Limiting techniques should be used with extreme care, as a filter that is too restrictive may end up filtering out too much generated data, which end with an ‘undecided’ property (considered a failure).

As mentioned, ScalaCheck supports many test frameworks and styles. The following shows an entire class structure using WordSpec. It puts a lot of what we’ve discussed together and shows the creation of a nested generator with dependent fields.

https://gist.github.com/longmuir/b87b5eee3dba4459d823#file-scalacheck-blog-8

Shrinking

When we get into testing large data structures over thousands of values, it can be challenging to determine why an example failed. To aid with this, ScalaCheck applies strategies to reduce the problem data to the simplest inputs that produce the same failure. This was evident in the “30 shrinks” comment in the failure message above. Shrinking strategies are provided for the most common data types, and again you can implement your own for custom data types.

More than Unit Tests

While I’ve been discussing property testing in the context of unit testing individual functions, similar strategies are employed to test much larger systems - including parallelized and distributed systems that use randomized testing means of find anomalies. John Hughes gave a great talk on using property based tests to validate systems with random data: John Hughes - Testing the Hard Stuff and Staying Sane.

Why are Property-Based Tests Awesome?

In our experience, it is rare that a handful of property-based tests do not catch a scenario had not been considered even after writing several unit tests. As discussed, these are potentially catastrophic defects that could bring down your application.
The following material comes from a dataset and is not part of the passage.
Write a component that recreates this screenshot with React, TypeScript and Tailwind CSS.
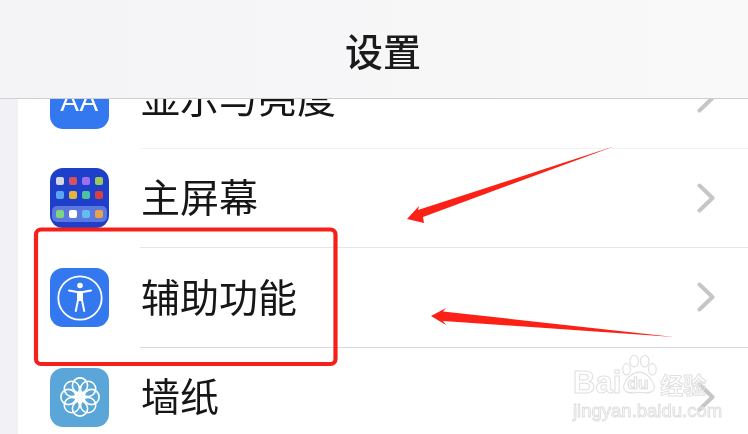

Property tests encourage a different way of thinking about problems. We don’t just try to enumerate common scenarios (though this is useful too), but we try to really understand how a system behaves in the general sense - what are we really trying to accomplish? For example, rather than discussion “f(4) returns 12”, we discuss the transformation that f would apply on its input. This leads to richer discussions, and greater test coverage with fewer tests to maintain.

What to watch out for?

As the complexity of generators and property tests increases, so does the possibility that the same error in logic may be repeated in both your function and generator/test code. As input and outputs are not in plain site, these errors may not be as obvious as with hard coded unit tests. Generator code must also be maintained, and thus complex generator code can become a liability in much the same way that complex product code can be.

When browsing API documentation, I often find myself skipping over the descriptions (after all a well named function shouldn’t require a lengthy description) and going straight to a concrete examples to see how a function should be used. If you believe - as I do, that good unit tests should act as executable documentation for your code, then unit tests involving concrete inputs are still an important part of your executable documentation.
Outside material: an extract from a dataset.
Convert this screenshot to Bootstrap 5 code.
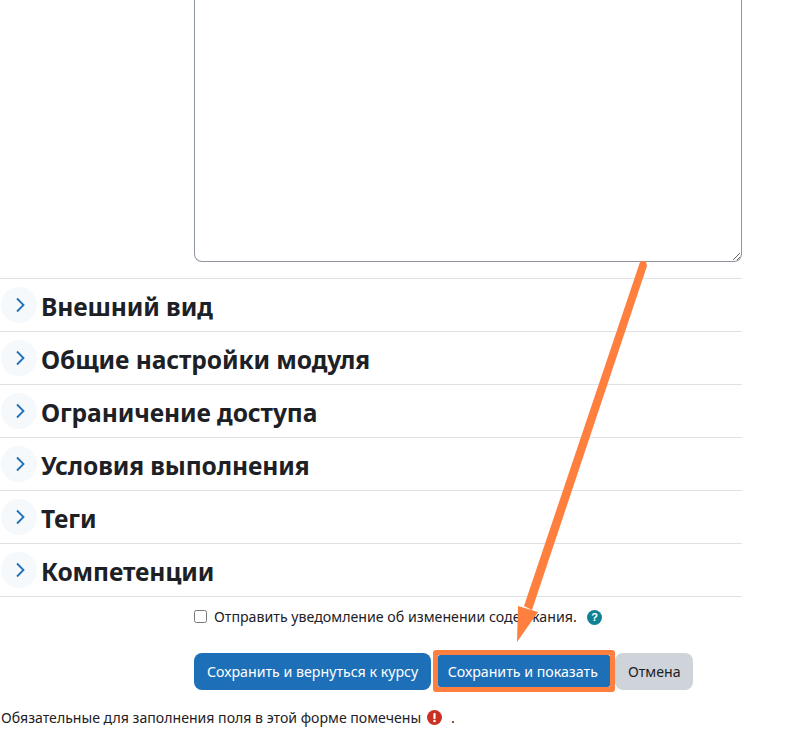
<!DOCTYPE html>
<html lang="ru">
<head>
<meta charset="utf-8">
<title>Форма</title>
<link href="https://cdn.jsdelivr.net/npm/bootstrap@5.3.0/dist/css/bootstrap.min.css" rel="stylesheet">
<style>
html,body{height:740px;overflow:hidden;}
body{font-family:"Noto Sans","Open Sans",sans-serif;font-size:14.2px;color:#1d2125;background:#fff;position:relative;}
.pg-form{width:742px;}
.area-row{padding-left:194px;height:278px;padding-bottom:16px;}
.area-box{display:block;width:100%;height:100%;border:1px solid #8f959e;border-radius:0 0 8px 8px;border-top:0;margin:0;resize:both;background:#fff;}
.sect-row{height:53px;border-top:1px solid #dee2e6;}
.sect-bottom{border-top:1px solid #dee2e6;}
.tog-circle{width:36px;height:36px;background:#f5f9fc;margin-top:8px;margin-left:1px;padding-left:2px;}
.sect-title{font-size:24.6px;font-weight:700;line-height:28px;margin:0 0 0 4px;padding-top:14px;color:#1d2125;letter-spacing:-.1px;}
.notify-row{padding-left:194px;height:53px;padding-top:10px;line-height:20px;}
.notify-check{width:13px;height:13px;border:1px solid #767676;border-radius:2.5px;margin:3px 7px 0 0;flex:none;}
.help-dot{width:15px;height:15px;margin:3px 0 0 10px;}
.btn-row{padding-left:194px;height:55px;}
.pg-btn{font-size:14.2px;height:37px;padding:0 13px;border-radius:8px;line-height:37px;border:0;white-space:nowrap;}
.pg-primary{background:#1d70b8;color:#fff;}
.pg-primary:hover{background:#1d70b8;color:#fff;}
.pg-second{background:#ced4da;color:#1d2125;width:78px;padding:0;margin-top:3px;}
.btn-first{margin-top:3px;}
.hl-wrap{border:5px solid #ff7f3f;border-radius:3px;margin-left:2px;height:42px;width:182px;}
.hl-wrap .pg-btn{height:32px;line-height:31px;border-radius:2px;width:172px;padding:0 3px 0 0;}
.req-row{padding-left:1px;line-height:20px;height:24px;padding-top:1px;font-size:14.1px;}
.arrow-layer{position:absolute;left:0;top:0;pointer-events:none;}
.dot-after{margin-left:9px;}
.alert-dot{width:15px;height:15px;margin-left:6px;}
</style>
</head>
<body>
<form class="pg-form">
  <div class="area-row"><textarea class="area-box"></textarea></div>
  <div class="sect-row d-flex align-items-start">
    <span class="tog-circle rounded-circle d-flex align-items-center justify-content-center"><svg width="12" height="16" viewBox="0 0 12 16"><path d="M3 1.5 9.5 8 3 14.5" fill="none" stroke="#1d70b8" stroke-width="1.8"/></svg></span>
    <h3 class="sect-title">Внешний вид</h3>
  </div>
  <div class="sect-row d-flex align-items-start">
    <span class="tog-circle rounded-circle d-flex align-items-center justify-content-center"><svg width="12" height="16" viewBox="0 0 12 16"><path d="M3 1.5 9.5 8 3 14.5" fill="none" stroke="#1d70b8" stroke-width="1.8"/></svg></span>
    <h3 class="sect-title">Общие настройки модуля</h3>
  </div>
  <div class="sect-row d-flex align-items-start">
    <span class="tog-circle rounded-circle d-flex align-items-center justify-content-center"><svg width="12" height="16" viewBox="0 0 12 16"><path d="M3 1.5 9.5 8 3 14.5" fill="none" stroke="#1d70b8" stroke-width="1.8"/></svg></span>
    <h3 class="sect-title">Ограничение доступа</h3>
  </div>
  <div class="sect-row d-flex align-items-start">
    <span class="tog-circle rounded-circle d-flex align-items-center justify-content-center"><svg width="12" height="16" viewBox="0 0 12 16"><path d="M3 1.5 9.5 8 3 14.5" fill="none" stroke="#1d70b8" stroke-width="1.8"/></svg></span>
    <h3 class="sect-title">Условия выполнения</h3>
  </div>
  <div class="sect-row d-flex align-items-start">
    <span class="tog-circle rounded-circle d-flex align-items-center justify-content-center"><svg width="12" height="16" viewBox="0 0 12 16"><path d="M3 1.5 9.5 8 3 14.5" fill="none" stroke="#1d70b8" stroke-width="1.8"/></svg></span>
    <h3 class="sect-title">Теги</h3>
  </div>
  <div class="sect-row d-flex align-items-start">
    <span class="tog-circle rounded-circle d-flex align-items-center justify-content-center"><svg width="12" height="16" viewBox="0 0 12 16"><path d="M3 1.5 9.5 8 3 14.5" fill="none" stroke="#1d70b8" stroke-width="1.8"/></svg></span>
    <h3 class="sect-title">Компетенции</h3>
  </div>
  <div class="sect-bottom"></div>
  <div class="notify-row d-flex align-items-start">
    <input type="checkbox" class="notify-check">
    <span>Отправить уведомление об изменении содержания.</span>
    <span class="help-dot rounded-circle d-inline-flex"><svg width="15" height="15" viewBox="0 0 15 15"><circle cx="7.5" cy="7.5" r="7.5" fill="#0f8294"/><text x="7.5" y="11.3" text-anchor="middle" font-size="11" font-weight="700" fill="#fff" font-family="Liberation Sans, sans-serif">?</text></svg></span>
  </div>
  <div class="btn-row d-flex align-items-start">
    <button type="button" class="btn pg-btn pg-primary btn-first">Сохранить и вернуться к курсу</button>
    <span class="hl-wrap d-inline-flex"><button type="button" class="btn pg-btn pg-primary">Сохранить и показать</button></span>
    <button type="button" class="btn pg-btn pg-second">Отмена</button>
  </div>
  <div class="req-row d-flex align-items-center">
    <span>Обязательные для заполнения поля в этой форме помечены</span>
    <span class="alert-dot rounded-circle d-inline-flex"><svg width="15" height="15" viewBox="0 0 15 15"><circle cx="7.5" cy="7.5" r="7.5" fill="#ca3120"/><rect x="6.4" y="3" width="2.2" height="6" rx=".8" fill="#fff"/><circle cx="7.5" cy="11" r="1.3" fill="#fff"/></svg></span>
    <span class="dot-after">.</span>
  </div>
</form>
<svg class="arrow-layer" width="787" height="740" viewBox="0 0 787 740">
  <path d="M640 262Q643 260 646 262L647 266 532 610 524 606Z" fill="#ff7f3f"/>
  <path d="M518 606 538 612 517 642Z" fill="#ff7f3f"/>
</svg>
</body>
</html>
Finally, our experience has been that when property tests fail - a good old xUnit style test is more effective at debugging and diagnosing the exceptional case than rerunning the same property test that likely only fail sporadically.

For those reasons, I would advocate having property based testing as a compliment, rather than a complete replacement for traditional unit tests. Thankfully, all suites that support property-based testing also support traditional unit testing, so it’s very easy to do both!

In Closing

Property-based tests are a fantastic complement to TDD and traditional x-Unit testing. They help you cover significantly more input combinations with fewer tests, while helping you discover corner cases that you may not have considered in your initial design or test scenarios. They provide a powerful guard against unexpected behaviours while documenting behaviours that help us better understand how our functions work in the general sense.